- Directed by: Sylvie Boden
- Presented by: Les Dawson
- Country of origin: United Kingdom
- Original language: English
- No. of series: 1
- No. of episodes: 14

Production
- Running time: 30 minutes

Original release
- Network: BBC One
- Release: 30 March – 28 June 1991

= Fast Friends (game show) =

Fast Friends is a short-lived game show that aired for one series on BBC One in 1991. Hosted by Les Dawson, it was an adaptation of an unsold pilot produced for US television in 1984 by Jay Wolpert.

==Gameplay==
Two teams of thirty people sat on stage. Les would ask who they had elected as their team captain and the captains would come up on stage.

Each captain had thirty seconds in order to select four people for their team. The seconds would appear on what Dawson termed 'The Bridge' just above the set. The catch was that the captain had to split the thirty seconds into four different time limits and then choose which friend would answer the question. If they were wrong, they had to select someone else. If they were successful, that friend would be on the team. If they were unsuccessful and the time run out, that friend would not be on the team.

In the next round, the 'friends' and captains were all asked individual multi-choice questions. If the friends were right, they would stay on the team; if they are wrong, however, they would be sent, in Dawson's words, "off to the dump dock". However, a lifeline was offered, whereby if the captain was correct, the friend remained. The captain was never sent to the Dump Dock, but if he/she gave a wrong answer, he/she had to select a friend to send there. The first captain to lose all his/her friends lost the game, but everyone received a Fast Friends address book to take home.

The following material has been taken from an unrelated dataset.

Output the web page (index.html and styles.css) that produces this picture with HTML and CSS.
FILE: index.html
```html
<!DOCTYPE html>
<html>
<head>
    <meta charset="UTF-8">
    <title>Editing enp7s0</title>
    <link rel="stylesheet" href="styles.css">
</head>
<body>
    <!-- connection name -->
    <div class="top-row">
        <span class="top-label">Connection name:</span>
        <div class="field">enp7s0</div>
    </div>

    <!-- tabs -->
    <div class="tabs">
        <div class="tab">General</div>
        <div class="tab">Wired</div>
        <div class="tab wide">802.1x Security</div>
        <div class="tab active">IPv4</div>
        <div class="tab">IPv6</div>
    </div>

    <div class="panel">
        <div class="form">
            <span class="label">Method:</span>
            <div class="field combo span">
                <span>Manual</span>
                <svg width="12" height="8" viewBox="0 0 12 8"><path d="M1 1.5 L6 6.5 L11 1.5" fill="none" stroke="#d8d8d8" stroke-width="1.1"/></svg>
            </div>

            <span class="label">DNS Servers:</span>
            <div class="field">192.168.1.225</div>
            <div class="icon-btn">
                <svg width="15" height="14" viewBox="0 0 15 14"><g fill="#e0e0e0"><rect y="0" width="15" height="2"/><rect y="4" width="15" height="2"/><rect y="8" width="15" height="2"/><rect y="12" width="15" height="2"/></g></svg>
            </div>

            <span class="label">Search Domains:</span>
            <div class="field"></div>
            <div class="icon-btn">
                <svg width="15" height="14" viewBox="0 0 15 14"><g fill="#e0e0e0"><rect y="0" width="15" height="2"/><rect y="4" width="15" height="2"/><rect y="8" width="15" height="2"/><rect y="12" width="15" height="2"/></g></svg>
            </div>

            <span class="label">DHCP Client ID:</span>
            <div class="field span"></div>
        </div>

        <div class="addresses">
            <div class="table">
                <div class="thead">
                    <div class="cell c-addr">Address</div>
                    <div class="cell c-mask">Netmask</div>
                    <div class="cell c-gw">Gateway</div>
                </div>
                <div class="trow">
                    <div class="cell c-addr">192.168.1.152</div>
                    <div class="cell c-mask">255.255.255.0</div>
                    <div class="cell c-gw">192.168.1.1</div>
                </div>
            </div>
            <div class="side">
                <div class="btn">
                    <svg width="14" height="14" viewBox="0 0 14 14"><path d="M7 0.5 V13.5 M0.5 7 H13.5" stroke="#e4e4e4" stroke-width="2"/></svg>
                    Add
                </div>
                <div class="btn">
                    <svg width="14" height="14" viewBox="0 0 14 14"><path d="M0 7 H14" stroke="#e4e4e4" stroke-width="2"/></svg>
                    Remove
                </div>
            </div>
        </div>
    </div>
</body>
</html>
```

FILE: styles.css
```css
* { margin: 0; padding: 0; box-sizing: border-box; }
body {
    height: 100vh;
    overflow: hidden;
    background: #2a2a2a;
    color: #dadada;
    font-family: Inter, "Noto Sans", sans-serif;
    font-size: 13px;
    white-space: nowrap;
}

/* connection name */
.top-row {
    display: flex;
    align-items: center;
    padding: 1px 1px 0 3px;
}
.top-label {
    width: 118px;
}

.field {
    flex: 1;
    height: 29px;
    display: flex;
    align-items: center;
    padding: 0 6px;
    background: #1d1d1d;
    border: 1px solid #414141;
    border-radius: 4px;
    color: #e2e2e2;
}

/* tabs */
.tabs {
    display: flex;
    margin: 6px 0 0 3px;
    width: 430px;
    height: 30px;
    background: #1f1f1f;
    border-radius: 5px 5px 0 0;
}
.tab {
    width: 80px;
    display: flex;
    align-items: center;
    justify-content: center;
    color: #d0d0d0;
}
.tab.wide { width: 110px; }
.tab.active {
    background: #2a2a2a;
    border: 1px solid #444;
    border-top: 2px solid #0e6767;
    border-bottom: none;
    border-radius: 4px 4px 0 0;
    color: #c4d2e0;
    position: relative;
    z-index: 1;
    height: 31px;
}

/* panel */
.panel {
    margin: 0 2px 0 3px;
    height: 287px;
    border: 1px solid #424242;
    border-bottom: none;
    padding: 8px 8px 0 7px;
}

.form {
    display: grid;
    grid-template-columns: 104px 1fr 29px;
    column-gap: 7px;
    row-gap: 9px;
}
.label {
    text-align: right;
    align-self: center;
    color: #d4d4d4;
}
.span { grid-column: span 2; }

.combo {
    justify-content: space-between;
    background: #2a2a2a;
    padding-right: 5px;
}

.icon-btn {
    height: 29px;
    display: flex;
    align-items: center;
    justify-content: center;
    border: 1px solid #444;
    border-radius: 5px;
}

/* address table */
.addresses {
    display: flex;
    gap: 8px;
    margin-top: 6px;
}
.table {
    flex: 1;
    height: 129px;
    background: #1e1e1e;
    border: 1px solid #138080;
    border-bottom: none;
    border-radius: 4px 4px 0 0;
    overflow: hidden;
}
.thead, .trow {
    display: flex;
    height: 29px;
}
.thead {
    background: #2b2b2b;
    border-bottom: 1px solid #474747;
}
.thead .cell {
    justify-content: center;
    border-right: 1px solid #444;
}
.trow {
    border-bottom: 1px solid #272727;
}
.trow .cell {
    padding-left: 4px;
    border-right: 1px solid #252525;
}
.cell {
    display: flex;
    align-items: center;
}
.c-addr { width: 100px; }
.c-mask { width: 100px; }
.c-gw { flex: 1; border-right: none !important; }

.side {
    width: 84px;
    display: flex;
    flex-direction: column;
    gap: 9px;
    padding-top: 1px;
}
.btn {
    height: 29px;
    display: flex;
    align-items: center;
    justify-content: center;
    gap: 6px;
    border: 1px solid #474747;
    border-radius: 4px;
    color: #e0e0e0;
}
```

In the final round, the winning captain was joined by all his/her friends once again and they were given a selection of answers to a question on the video wall. Only one of the answers was incorrect and this must be avoided in order to ensure victory. Each of the friends would suggest an answer and the captain would decide whether to go with it or choose an alternative answer. If the team could choose all the correct answers, the captain won a holiday; otherwise, everyone won a mini-TV and of course the address book. The captain also won £25 for each correct answer, and the friends who gave correct answers that the captain accepted also won £25.

==American version==
The original unsold pilot was shot on 28 November 1984 hosted by Bob Goen. Additionally, unlike the British version with thirty people, the American version consisted of thirty-two audience members instead.